If you're unmarried but living with someone, you really should consider making a will. That is the message the Law Society is keen to get across to the ever-growing number of people who choose to live together rather than marry.
Imagine the situation - a couple have lived together for years, but aren't married. They both contribute to the running costs of their home, but it is owned by only one of them. To all intents and purposes they live like husband and wife. That is, until one of them dies - then the real problems start.
This is because in the eyes of the law, a couple who are living together "as man and wife" have none of the rights of an actual married couple - particularly when it comes to sorting out a deceased partner's belongings (or "estate"). Your partner is effectively treated like one of your friends rather than a family member. This is true of both same sex and opposite sex relationships.
If you have not made a will, the Government will in effect make one for you when you die. There are fixed rules which determine who gets what, if anything, from your property and possessions - which could mean your friends, your favourite charities and even some relatives may get nothing. More importantly, the person you have been sharing your life with could end up with nothing, unless your property was in joint names before you died or he or she goes to court.
When there is no will, the distribution of the deceased's estate is governed by complicated rules known as Intestacy Rules. These state that the estate will be passed onto the next of kin - or the closest relative - by-passing the surviving partner. In extreme cases, the next of kin could even enforce the sale of the property from under the feet of the surviving partner.
Long-running family disputes could also surface as people try to get their own back on the surviving partner by cutting them off leaving them with very little indeed.
Fortunately it may not be all doom and gloom. If the surviving partner was financially dependent on the deceased, or they had lived together for more than two years before the death they can go to court to make a claim on the estate. This however, involves complicated legal proceedings, which could last many months before a decision is made. All this on top of the distress of having lost their partner.

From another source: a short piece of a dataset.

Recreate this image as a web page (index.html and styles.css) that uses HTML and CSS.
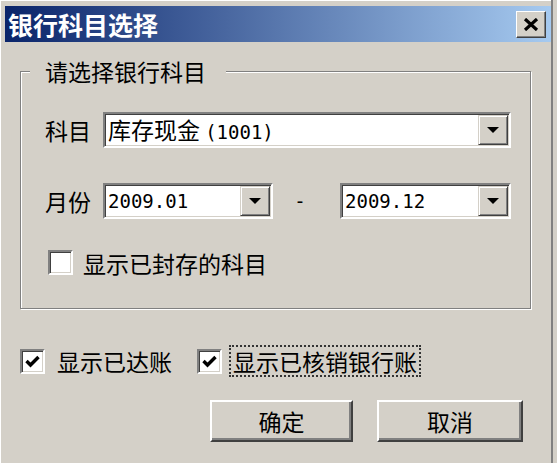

Whichever way you look at it, when you consider what is at risk, things would be so much easier if both partners made a will. That way the couple could put themselves in control and leave each other whatever they wanted - including the property and any other items they may have bought together. For less than a cost of a TV licence, they could have the complete peace of mind a will brings, and the assurance that should the worst happen, their partner will not be left out in the cold.
So the message to couples living together is that if you don't want to worry or leave your partner in a potentially very difficult and distressing situation, make a will. Now, before it is too late.